Салон с его критерием «дамского вкуса», альбом, в сфере печати — альманах, игровое отношение к тексту — таковы были основные показатели бытования поэзии у карамзинистов. Просвещение XVIII века в принципе отвергало тактику. Адресуясь к идеальному человеку и полагая, что собственный эгоизм должен привлекать людей к истине, оно не стремилось приноравливаться к читательским вкусам и уровню сознания. Единственная тактика состоит в вещании полной и абсолютной истины, то есть в отсутствии тактики. Однако в условиях политической реакции и полицейских преследований следовать по этому пути было невозможно. После процесса Радищева, в обстановке правительственного террора, особенно в среде свободомыслящих разночинцев, остро чувствовавших разрыв между своим уровнем культуры и политической беззащитностью перед лицом дворянской государственности, возникло то разделение текстов создаваемых для «своего» кружка и для употребления за его пределами, о котором писал Словцов:

Народу подлому довлеет быть рабом,

Ты, гордый мыслью, будь тиран предрассуждений…

…Носи личину в свете,

А филосо́фом будь, запершись в кабинете.

Возникают тесные кружки единомышленников, тщательно скрывающих свою внутреннюю жизнь от непосвященных. Если такой кружок издает журнал, то напрасно искать на его страницах программные декларации. Публикация становится лишь знаком, свидетельством существования. Но самое значительное не предназначается для печати. Если не учитывать этого, то останется непонятной роль в глухое время реакции 1790-х годов такого издания, как «Муза». Многие поэты, известные нам лишь «внешней» стороной творчества, рисуются, видимо, совершенно в ином свете, чем современникам. Так, нам сейчас трудно понять, почему Батюшков, создавая план истории русской литературы, поставил Е. Колычева в один ряд с Радищевым и Пниным. Однако у него, видимо, были для этого достаточные основания.

В начале века, в условиях бо́льшей литературной свободы, писательские союзы легализировались. Необходимость конспирировать, скрывая самый факт дружеских встреч, отпала. А те политические идеалы, которые по самой своей сути требовали бы конспирации, еще не выработались. В этих условиях возникло два типа писательских объединений. Одни из них назывались «вольными» (этим подчеркивался неофициальный, партикулярный их характер); их организация регулировалась, как правило, уставами и утвержденными процедурами, в своей структуре они копировали официальные «ученые» общества и, как правило, были связаны с университетами или министерством просвещения. Их причисляли к «ученому сословию», членство в них отмечали на титулах книг и в официальных бумагах. Другие именовались «дружескими» и имели значительно менее оформленный характер. Цементом в них было личное дружество, а заседания носили более интимный характер.

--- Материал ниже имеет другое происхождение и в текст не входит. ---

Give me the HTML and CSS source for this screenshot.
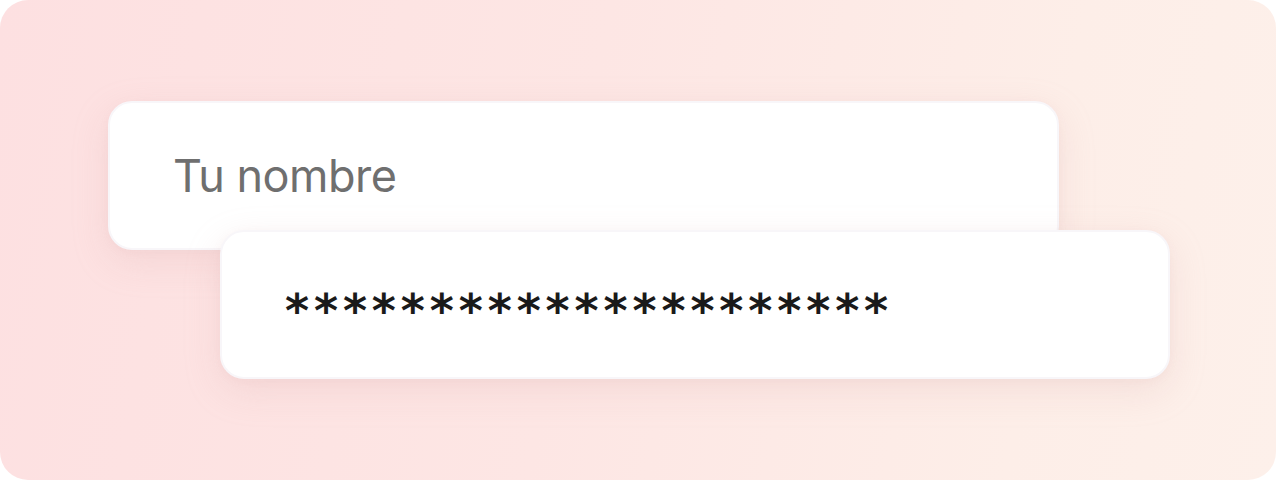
FILE: index.html
```html
<!DOCTYPE html>
<html lang="es">
<head>
<meta charset="utf-8">
<link rel="stylesheet" href="styles.css">
</head>
<body>
<div class="card">
  <div class="fields">
    <div class="field field-name"><span class="placeholder">Tu nombre</span></div>
    <div class="field field-pass"><span class="secret">*********************</span></div>
  </div>
</div>
</body>
</html>
```
FILE: styles.css
```css
html, body {
  margin: 0;
  padding: 0;
  background: #ffffff;
}
.card {
  width: 1276px;
  height: 480px;
  box-sizing: border-box;
  border-radius: 28px;
  background: linear-gradient(100deg, #fde0e1 0%, #fde6e4 45%, #fdeee8 80%, #fdf0ea 100%);
  padding-top: 101px;
  padding-left: 108px;
  overflow: hidden;
}
.fields {
  display: flex;
  flex-direction: column;
  align-items: flex-start;
}
.field {
  box-sizing: border-box;
  width: 951px;
  height: 149px;
  border-radius: 24px;
  background: #ffffff;
  border: 2px solid #f8f6f9;
  box-shadow: 0 12px 36px rgba(214, 170, 168, 0.22), 0 2px 8px rgba(214, 170, 168, 0.08);
  display: flex;
  align-items: center;
  padding-left: 63px;
}
.field-pass {
  margin-top: -20px;
  margin-left: 112px;
  width: 950px;
  position: relative;
}
.placeholder {
  font-family: Inter, "Noto Sans", sans-serif;
  font-size: 45px;
  color: #6f6f6f;
  letter-spacing: -0.5px;
  line-height: 1;
}
.secret {
  font-family: "DejaVu Sans", sans-serif;
  font-weight: bold;
  font-size: 46px;
  color: #1a1a1a;
  letter-spacing: 4.9px;
  line-height: 1;
  padding-top: 12px;
}
```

Культ дружбы, которому эти кружки уделяли много внимания, стал для них определенным организационным принципом. От членов кружка еще не требуется политического единомыслия — их сплачивает дружба (для декабристской организации будет характерно единство дружеских и политических связей, а в 1830–1840-е годы типичной будет ситуация разрыва долголетних дружеских связей по идейно-политическим соображениям). Дружба — это уже не только успевший опошлиться литературный мотив, это — определенный тин организации, такой, при котором игнорируются служебные различия, богатство — все связи, господствующие в социальном мире.

«Вольные» общества, если принимали прогрессивную окраску, вбирали в себя, как правило, деятелей, стремившихся споспешествовать благим намерениям правительства по распространению просвещения или же возлагавших заботу о прогрессе культуры на общественную инициативу. «Дружеское» общество объединяло либо тех, кто был вообще глубоко равнодушен к политике, предпочитая литературные забавы «иль пунша пламень голубой», либо политических конспираторов, лелеявших в полуразвалившемся доме Воейкова у Девичьего монастыря в притихшей Москве 1800 — начала 1801 года планы убийства тирана Павла. В годы Отечественной войны дружеское общество окрасилось в тона бивуачного братства, а в послевоенные дни приобрело характер «офицерской артели» — дружеского союза молодых холостяков-офицеров, ведущих скромное общее хозяйство и поглощенных совместными усилиями по самообразованию и выработкой планов грядущего преобразования России.

Не случайно, что пока тактика «Союза благоденствия» подсказывала мысль о просачивании в легальные общества с целью подчинения их общим идеалам тайной организации, пока в основу клалась мысль о давлении на правительство, а не о бунте против него, именно «вольные» общества привлекали внимание декабристов. Однако конспиративные объединения вырастали на основе традиции, идущей от «дружеских» обществ (другим, хорошо изученным, источником была масонская конспирация). Соответственно эволюционировала тема дружбы и жанр дружеского послания в литературе. Конечный этап этой эволюции — послание Пушкина В. Л. Давыдову из Кишинева в Каменку. Здесь интимность превратилась в тайнопись, а язык дружеских намеков — в язык политической конспирации.

Послание П. Габбе к брату — типичный образец «военного» дружеского послания: атмосфера дружбы в нем истолковывается как специфическая черта боевого братства. Обилие намеков на те случаи и обстоятельства, конкретные эпизоды, которые читателю заведомо неизвестны (автору приходится вводить прозаические примечания), создает поэтическую атмосферу замкнутости, особого мира, доступного лишь посвященным. Это мир боевого братства, веселья, опасности и смелости. Достаточно вспомнить, что стихотворение писалось в эпоху аракчеевщины, под непосредственным впечатлением варшавских порядков, установленных цесаревичем Константином, вспомнить, что в основе бунта, душой которого был Габбе, лежало сопротивление проникнутых поэзией боевой вольности офицеров духу казармы, фрунта и доноса, чтобы понять, что смысл этого стихотворения политически далеко не нейтрален.